At the same time, new estimates Thursday indicated that the spill has surpassed the 1989 Exxon Valdez accident as the worst in the nation's history.
The news from China overshadowed disappointing reports about the U.S. economy. The Labor Department said initial claims for unemployment benefits fell last week, but not by as much as economists had forecast. A report on gross domestic product indicated that the U.S. economy did not grow as fast in the first quarter as previously thought.
The government said initial claims for unemployment benefits fell to a seasonally adjusted total of 460,000 last week. That's short of the drop to 455,000 that economists polled by Thomson Reuters had forecast.

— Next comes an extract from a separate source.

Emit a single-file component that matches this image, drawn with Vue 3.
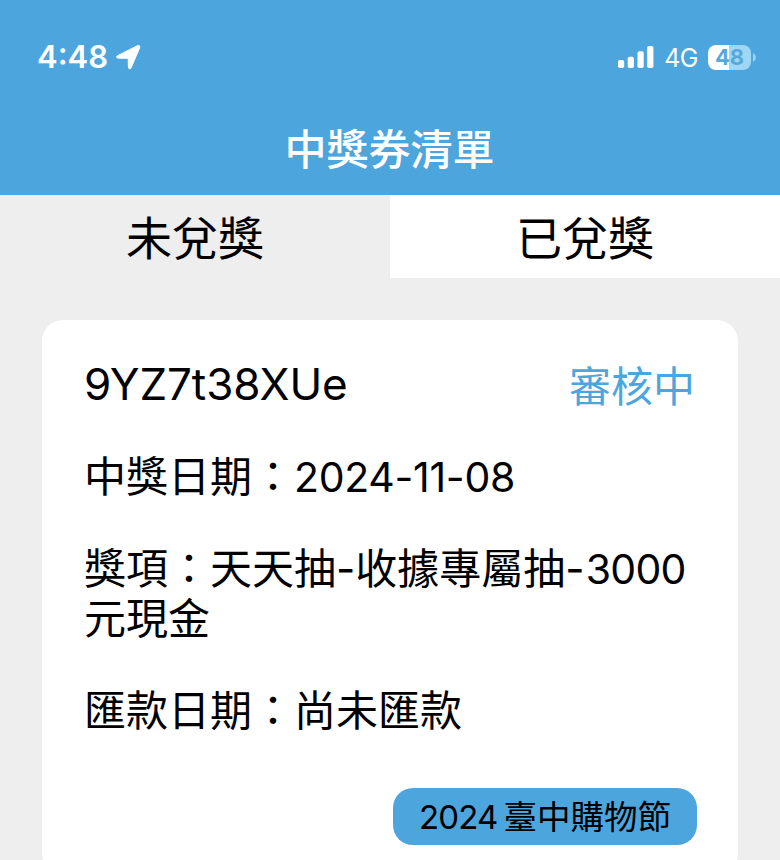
<template>
    <div class="page">
        <header class="header">
            <div class="status-bar">
                <div class="status-left">
                    <span class="clock">4:48</span>
                    <svg class="location" width="25" height="25" viewBox="0 0 25 25">
                        <path
                            d="M1.4 10.8 L21.2 0.8 Q24.6 -0.4 23.6 3 L15 23 Q13.4 25.4 12.4 22.4 L12.2 14.2 Q12.2 13.3 11.3 13.3 L2.2 13.2 Q-0.8 12.4 1.4 10.8 Z"
                            fill="#fff" stroke="#fff" stroke-width="1" stroke-linejoin="round" />
                    </svg>
                </div>
                <div class="status-right">
                    <svg class="signal" width="36" height="22" viewBox="0 0 36 22">
                        <rect x="0" y="14" width="6.2" height="8" rx="1.8" fill="#fff" />
                        <rect x="9.7" y="10.8" width="6.2" height="11.2" rx="1.8" fill="#fff" />
                        <rect x="19.5" y="5.2" width="6.2" height="16.8" rx="1.8" fill="#fff" />
                        <rect x="29.2" y="0" width="6.2" height="22" rx="1.8" fill="#fff" />
                    </svg>
                    <span class="network">4G</span>
                    <div class="battery">
                        <span class="battery-level">{{ battery }}</span>
                    </div>
                    <svg class="battery-cap" width="3" height="9" viewBox="0 0 3 9">
                        <path d="M0 0 Q2.8 1.6 2.8 4.5 Q2.8 7.4 0 9 Z" fill="#9ed7f3" />
                    </svg>
                </div>
            </div>
            <h1 class="title">中獎券清單</h1>
        </header>

        <nav class="tabs">
            <button v-for="t in tabs" :key="t.id" class="tab" :class="{ active: t.id === current }" type="button"
                @click="current = t.id">
                {{ t.label }}
            </button>
        </nav>

        <main class="list">
            <article class="ticket" v-for="ticket in tickets" :key="ticket.code">
                <div class="ticket-head">
                    <span class="code">{{ ticket.code }}</span>
                    <span class="state">{{ ticket.state }}</span>
                </div>
                <p class="line">中獎日期：<span class="date">{{ ticket.date }}</span></p>
                <p class="line">獎項：{{ ticket.prize }}<span class="amount">{{ ticket.amount }}</span>元現金</p>
                <p class="line">匯款日期：{{ ticket.remit }}</p>
                <div class="tag">
                    <span class="tag-year">2024</span>
                    <span>臺中購物節</span>
                </div>
            </article>
        </main>
    </div>
</template>

<script setup>

import { ref } from 'vue'

const battery = ref(48)
const current = ref("pending")

const tabs = [
    { id: "pending", label: "未兌獎" },
    { id: "redeemed", label: "已兌獎" }
]

const tickets = ref([
    {
        code: "9YZ7t38XUe",
        state: "審核中",
        date: "2024-11-08",
        prize: "天天抽-收據專屬抽-",
        amount: "3000",
        remit: "尚未匯款"
    }
])

</script>

<style>
body {
    margin: 0;
    background: #eeeeee;
}
</style>

<style scoped>
.page {
    height: 860px;
    overflow: hidden;
    background: #eeeeee;
    color: #000;
    font-family: Inter, "Noto Sans CJK TC", sans-serif;
}

.header {
    height: 195px;
    background: #4ca5dd;
    color: #fff;
}

.status-bar {
    height: 114px;
    padding: 0 24px 0 37px;
    display: flex;
    align-items: center;
    justify-content: space-between;
}

.status-left,
.status-right {
    display: flex;
    align-items: center;
}

.clock {
    font-size: 31px;
    font-weight: 600;
    line-height: 40px;
}

.location {
    margin-left: 8px;
}

.network {
    margin-left: 10px;
    padding-top: 2px;
    font-size: 25px;
    line-height: 30px;
    letter-spacing: -0.5px;
}

.battery {
    width: 43px;
    height: 25px;
    margin-left: 10px;
    border-radius: 8px;
    background: linear-gradient(to right, #fff 50%, #9ed7f3 50%);
    display: flex;
    align-items: center;
    justify-content: center;
}

.battery-level {
    font-size: 22px;
    font-weight: 700;
    line-height: 25px;
    color: #58a8db;
}

.battery-cap {
    margin-left: 2px;
}

.title {
    margin: 6px 0 0;
    padding-right: 1px;
    font-size: 42px;
    font-weight: 500;
    line-height: 60px;
    text-align: center;
}

.tabs {
    display: flex;
    height: 83px;
}

.tab {
    flex: 1;
    padding: 2px 0 0;
    border: none;
    background: #fff;
    color: #000;
    font-family: inherit;
    font-size: 46px;
    line-height: 80px;
    cursor: pointer;
}

.tab.active {
    background: #eeeeee;
}

.list {
    padding: 42px 42px 0;
}

.ticket {
    box-sizing: border-box;
    height: 554px;
    padding: 39px 41px 0 42px;
    border-radius: 21px;
    background: #fff;
}

.ticket-head {
    display: flex;
    align-items: center;
    justify-content: space-between;
    height: 50px;
}

.code {
    font-size: 44px;
    line-height: 50px;
    letter-spacing: -0.1px;
}

.state {
    padding: 6px 2px 0 0;
    font-size: 42px;
    line-height: 50px;
    color: #4ca5dd;
}

.line {
    margin: 42px 0 0;
    padding-top: 1px;
    font-size: 42px;
    line-height: 50px;
}

.line + .line {
    padding-top: 0;
}

.date {
    font-size: 41px;
    line-height: 1;
    letter-spacing: -0.3px;
}

.amount {
    margin-left: 1px;
    font-size: 41px;
    line-height: 1;
    letter-spacing: -0.7px;
}

.tag {
    box-sizing: border-box;
    width: 304px;
    height: 57px;
    margin: 52px 0 0 auto;
    border-radius: 20px;
    background: #4ca5dd;
    display: flex;
    align-items: center;
    justify-content: center;
    gap: 6px;
    font-size: 33.5px;
    line-height: 50px;
}

.tag-year {
    font-size: 33px;
    letter-spacing: -0.8px;
}
</style>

High unemployment remains a stumbling block to a stronger recovery in the U.S. The unemployment rate rose to 9.9 percent last month.
A separate report said the nation's economy grew at an annual rate of 3 percent in the first three months of the year, worse than an initial government estimate of 3.2 percent growth. Economists had forecast that first-quarter GDP rose 3.4 percent.
Steady growth is welcome coming out of the recession but it still hasn't yet been enough to make a big dent in unemployment. Economists say growth would have to climb to around 5 percent for a year to cut the unemployment rate by 1 percentage point.
The slide Wednesday afternoon was tied to the report questioning whether China would cut its holdings of euro-denominated bonds.
Stocks had been rising following two upbeat reports on the U.S. economy. April durable goods orders and new home sales both rose more than forecast.
In other trading, the Russell 2000 index of smaller companies rose 16.57, or 2.6 percent, to 659.19.
Britain's FTSE 100 and Germany's DAX index each rose 3.1 percent, while France's CAC-40 climbed 3.4 percent. Japan's Nikkei stock average rose 1.2 percent.